By the way I have the same feelings towards the salvation army and other religiously based benefactors.

Can I vent for a sec? (This is off topic and nowhere near as eloquent as Mr. Hitchens, but if he were alive, he'd understand.)

Here in the USA, the Salvation Army take up prime space in front of grocery and department stores between Thanksgiving (4th Thursday of November) and Christmas. So, about a month, give or take a few days.

Yesterday I had to make a store run after a work week spent in North Carolina on a business trip and I ran into a bell ringer outside the Safeway. Now, I don't like the Salvation Army (abbreviated hereafter as SA). They are, in the USA, first and foremost a *church*, and a church with some fairly reprehensible doctrines. Most specifically, they hold the standard Evangelical Christian position regarding GLBT people. I do not share that position, not in the least.

So I didn't have a smile on my face, and I kept my eyes fixed firmly in front of me as I walked past the bell ringer. I was NOT going to interact. And, in fact, I was so fixed on getting my food and getting out, that it wasn't until after I'd gotten my shopping cart and put in the first case of diet death (Coke) that I realized, that bell ringer dissed me because I didn't smile at her ("well, at least you could smile at me")! I abandoned the cart, went back outside and gave the bell ringer a piece of my mind, including a brief explanation as to why I didn't donate to the SA.

What really burns me is, as I've said above, the SA is first and foremost a church.
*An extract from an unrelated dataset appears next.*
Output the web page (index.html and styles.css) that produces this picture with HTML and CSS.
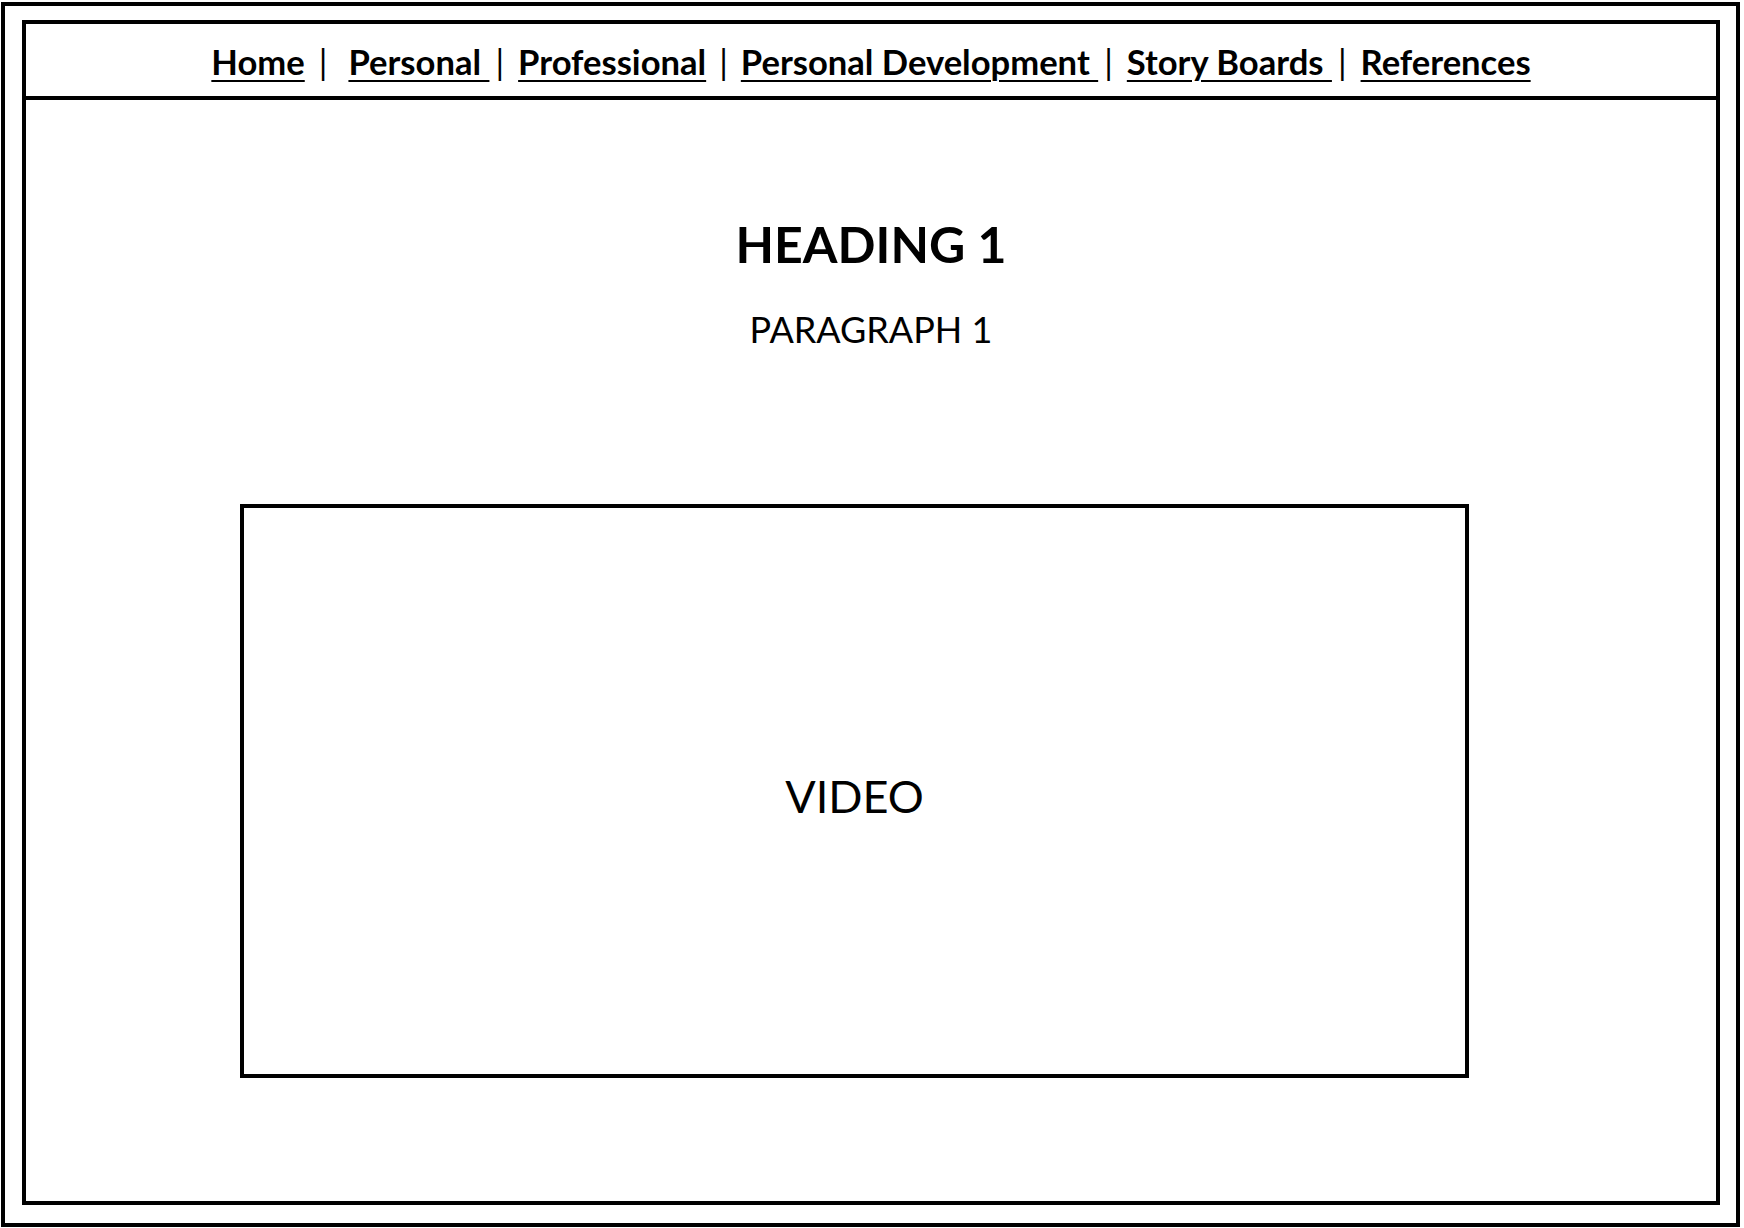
FILE: index.html
```html
<!DOCTYPE html>
<html lang="en">
<head>
<meta charset="utf-8">
<title>Home</title>
<link rel="stylesheet" href="styles.css">
</head>
<body>
<div class="page">
  <div class="frame">
    <nav class="nav">
      <a class="link" href="#">Home</a>
      <span class="sep sep-wide">|</span>
      <a class="link" href="#">Personal&nbsp;</a>
      <span class="sep sep-tight">|</span>
      <a class="link" href="#">Professional</a>
      <span class="sep">|</span>
      <a class="link" href="#">Personal Development&nbsp;</a>
      <span class="sep sep-tight">|</span>
      <a class="link" href="#">Story Boards&nbsp;</a>
      <span class="sep sep-tight">|</span>
      <a class="link" href="#">References</a>
    </nav>
    <main class="main">
      <h1 class="heading">HEADING 1</h1>
      <p class="para">PARAGRAPH 1</p>
      <div class="video">VIDEO</div>
    </main>
  </div>
</div>
</body>
</html>
```

FILE: styles.css
```css
html, body {
  margin: 0;
  padding: 0;
  background: #ffffff;
}

body {
  font-family: Lato, "Open Sans", "Liberation Sans", sans-serif;
  color: #000000;
}

.page {
  box-sizing: border-box;
  height: 1225px;
  margin: 2px 4px 1px 1px;
  border: 4px solid #000000;
  display: flex;
  flex-direction: column;
}

.frame {
  flex: 1;
  margin: 14px 16px 18px 17px;
  border: 4px solid #000000;
  display: flex;
  flex-direction: column;
}

.nav {
  box-sizing: border-box;
  height: 76px;
  padding-top: 3px;
  border-bottom: 4px solid #000000;
  display: flex;
  justify-content: center;
  align-items: center;
  font-size: 34.6px;
  line-height: 1.2;
  white-space: nowrap;
}

.link {
  color: #000000;
  font-weight: 700;
  text-decoration: underline;
  text-decoration-thickness: 2px;
  text-underline-offset: 5px;
}

.sep {
  font-weight: 400;
  margin: 0 13px;
}

.sep-wide {
  margin: 0 21px 0 14px;
}

.sep-tight {
  margin: 0 14px 0 6px;
}

.main {
  flex: 1;
  display: flex;
  flex-direction: column;
  padding-top: 114px;
}

.heading {
  margin: 0;
  text-align: center;
  font-size: 50px;
  font-weight: 700;
  line-height: 1.2;
}

.para {
  margin: 34px 0 0 0;
  text-align: center;
  font-size: 36px;
  font-weight: 400;
  line-height: 1.2;
}

.video {
  box-sizing: border-box;
  margin: 153px 0 0 214px;
  width: 1229px;
  height: 574px;
  border: 4px solid #000000;
  display: flex;
  justify-content: center;
  align-items: center;
  padding-top: 10px;
  font-size: 45px;
  line-height: 1.2;
}
```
It's a church that, because of publicity over the decades, has gotten itself some prime real estate in front of places of business during the holiday season and guilts people into surrendering their pocket change. They collect a LOT of pocket change every year. If the SA was strictly charitable, I'd not have a problem with it. However, the SA has in the past and probably still is lobbying the US government so that it can continue to discriminate against gay and lesbian persons. It's that hostility towards people I know and love that irritates me so--plus the fact that NO OTHER RELIGIOUS GROUP or atheists for that matter can stand outside the Safeway or Walmart and hit people up for money.

I don't know if I'm going to complain to Safeway or not. I really do think it's wrong for Safeway to give up sidewalk to the SA. If you don't feel like putting money in the red kettle this Christmas, then don't.